Kenilworth Castle in 1575
Robert Dudley's Kenilworth Art Collection
22. The picture of the Emperor Charles, with a curtaine.
Charles V (1500-1558) ruled the Holy Roman Empire, the Spanish Empire, and the Low Countries. His reign was dominated by wars, with France, the Ottoman Empire and the Protestants. He sanctioned the conquest of the Aztec and Inca empires. He abdicated in 1554, physically exhausted, seeking the peace of a monastery, where he died.
23. The picture of King Phillips Wife, with a curtaine.
Philip II had four wives: Maria of Portugal, Mary Tudor, Elizabeth of Valois, and Anna of Austria. This 1554 portrait of Mary (1516-1558) is by Antonis Mor. She was also known as ‘Bloody Mary’ for having over 280 religious dissenters burned at the stake in her attempts to reverse the Protestant Reformation during her five year English reign as Mary I.
24. The picture of the Prince of Orange, with a curtaine.
William I, Prince of Orange (1533-1584) by Adriaen Thomasz Key, a Flemish Renaissance portrait painter. Unhappy with the Spanish persecution of Dutch Protestants, William was the main leader of the Dutch Revolt against the Spanish that set off the Eighty Years’ War, ultimately resulting in the formal independence of the Dutch republic.
25. The picture of the Wife of the Prince of Orange.
William had four wives: Anne of Egmont, Anne of Saxony, Charlotte of Bourbon, and Louisa de Coligny. Charlotte (1546-1582) was sent to a convent aged only thirteen, during which time her mother died. She escaped the convent in 1572 and announced her conversion to Calvinism. She allegedly died from exhaustion nursing her husband.
26. The picture of the Marques of Berges, with a curtaine.
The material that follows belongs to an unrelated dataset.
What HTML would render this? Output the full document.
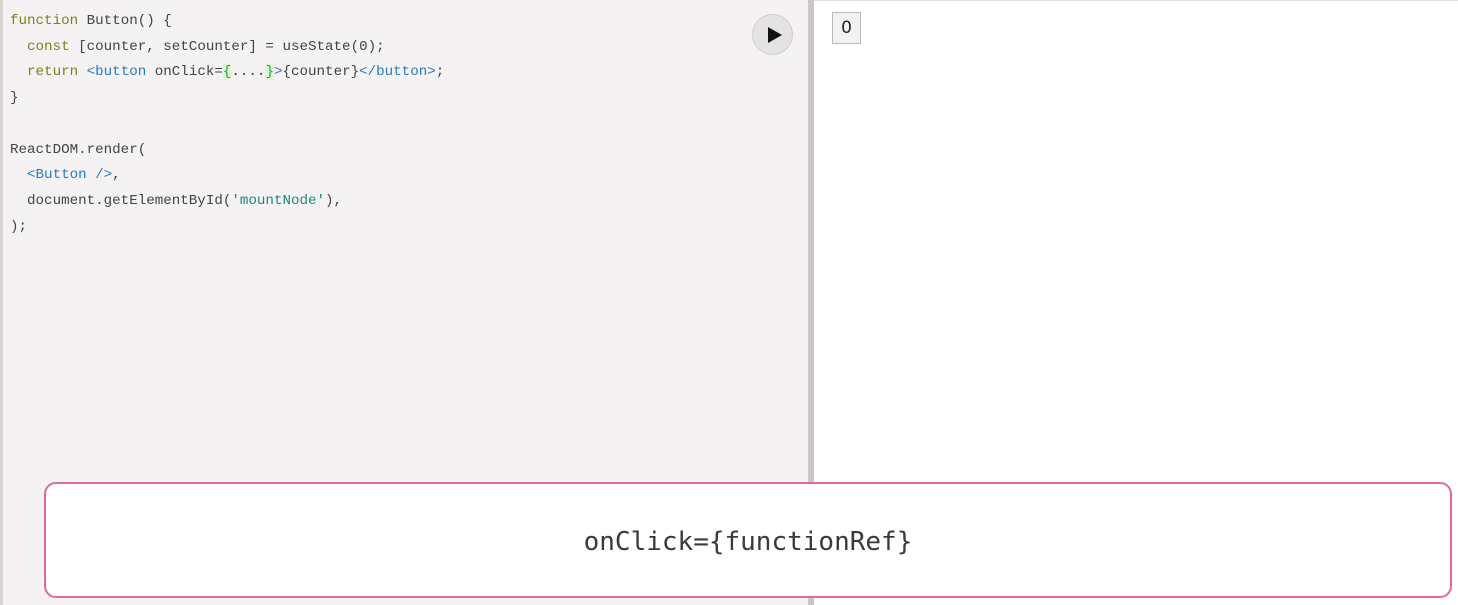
<!DOCTYPE html>
<html><head><style>
body{margin:0;width:1458px;height:605px;overflow:hidden;background:#fff;position:relative;font-family:"Liberation Mono",monospace}
#left{position:absolute;left:0;top:0;width:808px;height:605px;background:#f4f2f2;border-left:3px solid #d6d3d0;box-sizing:border-box}
#div{position:absolute;left:808px;top:0;width:6px;height:605px;background:#c9c6c4}
#top{position:absolute;left:814px;top:0;right:0;height:1px;background:#e0e0e0}
pre{position:absolute;left:10px;top:9px;margin:0;font:14.2px/25.7px "Liberation Mono",monospace;color:#444}
.k{color:#80801a}.t{color:#2a7ac0}.s{color:#1a8a7a}.g{color:#2aa02a;background:#dff5d8}
#play{position:absolute;left:752px;top:14px;width:41px;height:41px;border-radius:50%;background:#e4e2e2;border:1px solid #d0cece;box-sizing:border-box}
#play:after{content:"";position:absolute;left:15px;top:12px;border-left:14px solid #111;border-top:8px solid transparent;border-bottom:8px solid transparent}
#btn{position:absolute;left:832px;top:12px;width:29px;height:32px;box-sizing:border-box;border:1px solid #bbb;background:#f2f2f2;font:17px "DejaVu Sans",sans-serif;text-align:center;line-height:30px;color:#222}
#box{position:absolute;left:44px;top:482px;width:1408px;height:116px;box-sizing:border-box;border:2px solid #e06a90;border-radius:12px;background:#fff;text-align:center;font:26px/116px "DejaVu Sans Mono","Liberation Mono",monospace;color:#3a3a3a}
</style></head><body>
<div id="left"></div><div id="div"></div><div id="top"></div>
<pre><span class="k">function</span> Button() {
  <span class="k">const</span> [counter, setCounter] = useState(0);
  <span class="k">return</span> <span class="t">&lt;button</span> onClick=<span class="g">{</span>....<span class="g">}</span><span class="t">&gt;</span>{counter}<span class="t">&lt;/button&gt;</span>;
}

ReactDOM.render(
  <span class="t">&lt;Button /&gt;</span>,
  document.getElementById(<span class="s">'mountNode'</span>),
);</pre>
<div id="play"></div>
<div id="btn">0</div>
<div id="box">onClick={functionRef}</div>
</body></html>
Jan IV van Glymes (1528-1567) Marquis of Bergen op Zoom, a noble of the Low Countries. In 1554 he was sent to England with the Count of Egmont to arrange the marriage between Philip II of Spain and Mary Tudor. He participated in the war against France, but died from complications resulting from a wound from a ballgame wooden ball.
27. The picture of the Wife of the Marques, with a curtaine.
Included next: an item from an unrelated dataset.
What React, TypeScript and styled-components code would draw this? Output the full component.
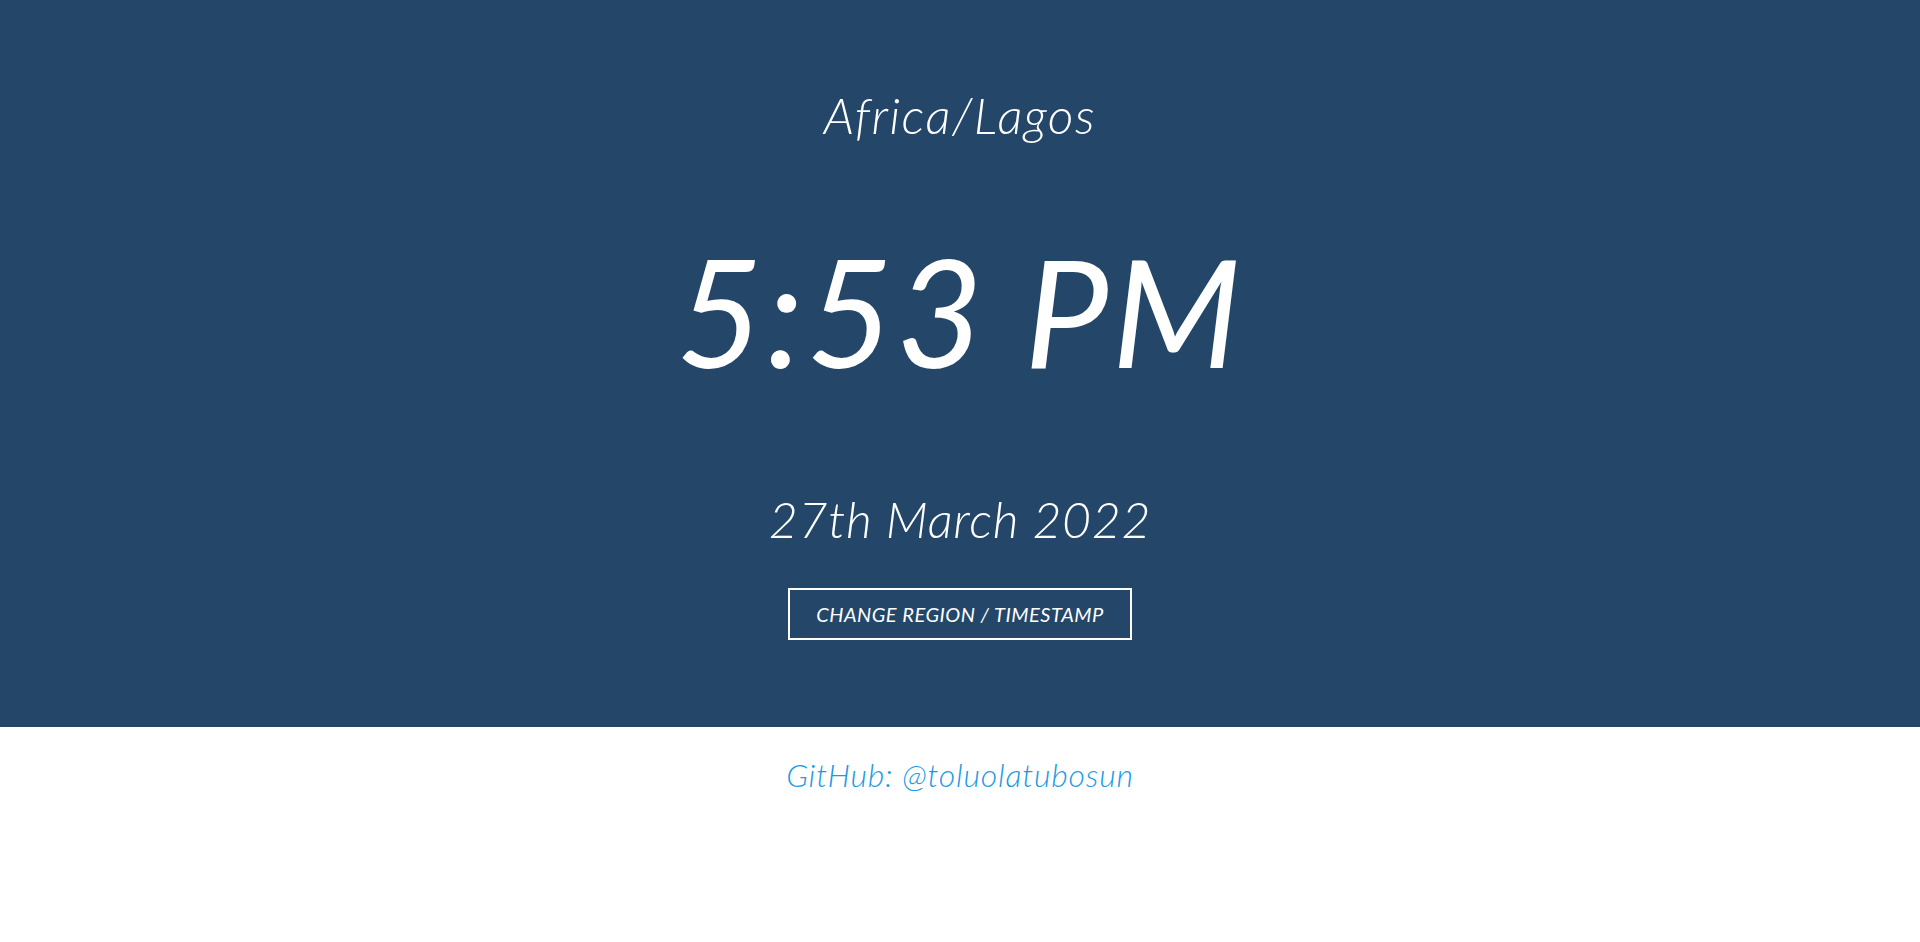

Inventory notes suggested this image was of the countess Mary of Nassau (1539-1599), sister of William of Orange, and wife of the third Count of Bergen. Instead, this is, more correctly, a portrait of Marie de Lannoy, who was born in Tourcoing, France in 1547, the wife of Jan IV van Glymes and daughter of Jean de Lannoy.
28. The picture of the Count de Horne, with a curtaine.
The Dutch Protestant martyr Filips van Montmorency (1524-1568). He was beheaded (with the Count of Egmont) in 1568 by the Duke of Alva for failing to supress a Protestant uprising. The Spanish ambassador to England wrote to Philip II mentioning that the Earl of Leicester was aggrieved that neither had been ‘heard in their defense’.